> **Record list**
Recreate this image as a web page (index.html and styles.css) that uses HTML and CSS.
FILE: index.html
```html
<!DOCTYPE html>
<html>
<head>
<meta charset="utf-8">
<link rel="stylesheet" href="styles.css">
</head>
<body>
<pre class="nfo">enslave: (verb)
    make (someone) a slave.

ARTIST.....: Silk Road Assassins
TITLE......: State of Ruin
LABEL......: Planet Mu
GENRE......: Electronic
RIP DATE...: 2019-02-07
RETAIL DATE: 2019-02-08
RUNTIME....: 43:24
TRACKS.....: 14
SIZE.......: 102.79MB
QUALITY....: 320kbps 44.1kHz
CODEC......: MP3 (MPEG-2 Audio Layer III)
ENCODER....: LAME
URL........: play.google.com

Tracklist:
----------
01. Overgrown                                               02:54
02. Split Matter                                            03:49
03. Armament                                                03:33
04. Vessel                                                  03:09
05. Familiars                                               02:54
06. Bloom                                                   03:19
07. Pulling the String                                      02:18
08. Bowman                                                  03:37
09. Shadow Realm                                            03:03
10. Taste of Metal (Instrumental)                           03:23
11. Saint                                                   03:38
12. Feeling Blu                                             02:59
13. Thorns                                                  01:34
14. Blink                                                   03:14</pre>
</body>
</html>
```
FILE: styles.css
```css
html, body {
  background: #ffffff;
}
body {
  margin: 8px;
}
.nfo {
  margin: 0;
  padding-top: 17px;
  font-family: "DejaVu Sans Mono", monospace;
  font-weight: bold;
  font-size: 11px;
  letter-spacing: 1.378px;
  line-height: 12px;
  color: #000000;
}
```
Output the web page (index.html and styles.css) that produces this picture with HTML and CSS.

> **What you should do**
Return the listing above in its exact form.

> **Solution to the problem**
Recreate this image as a web page (index.html and styles.css) that uses HTML and CSS.
FILE: index.html
```html
<!DOCTYPE html>
<html>
<head>
<meta charset="utf-8">
<link rel="stylesheet" href="styles.css">
</head>
<body>
<pre class="nfo">enslave: (verb)
    make (someone) a slave.

ARTIST.....: Silk Road Assassins
TITLE......: State of Ruin
LABEL......: Planet Mu
GENRE......: Electronic
RIP DATE...: 2019-02-07
RETAIL DATE: 2019-02-08
RUNTIME....: 43:24
TRACKS.....: 14
SIZE.......: 102.79MB
QUALITY....: 320kbps 44.1kHz
CODEC......: MP3 (MPEG-2 Audio Layer III)
ENCODER....: LAME
URL........: play.google.com

Tracklist:
----------
01. Overgrown                                               02:54
02. Split Matter                                            03:49
03. Armament                                                03:33
04. Vessel                                                  03:09
05. Familiars                                               02:54
06. Bloom                                                   03:19
07. Pulling the String                                      02:18
08. Bowman                                                  03:37
09. Shadow Realm                                            03:03
10. Taste of Metal (Instrumental)                           03:23
11. Saint                                                   03:38
12. Feeling Blu                                             02:59
13. Thorns                                                  01:34
14. Blink                                                   03:14</pre>
</body>
</html>
```
FILE: styles.css
```css
html, body {
  background: #ffffff;
}
body {
  margin: 8px;
}
.nfo {
  margin: 0;
  padding-top: 17px;
  font-family: "DejaVu Sans Mono", monospace;
  font-weight: bold;
  font-size: 11px;
  letter-spacing: 1.378px;
  line-height: 12px;
  color: #000000;
}
```
Output the web page (index.html and styles.css) that produces this picture with HTML and CSS.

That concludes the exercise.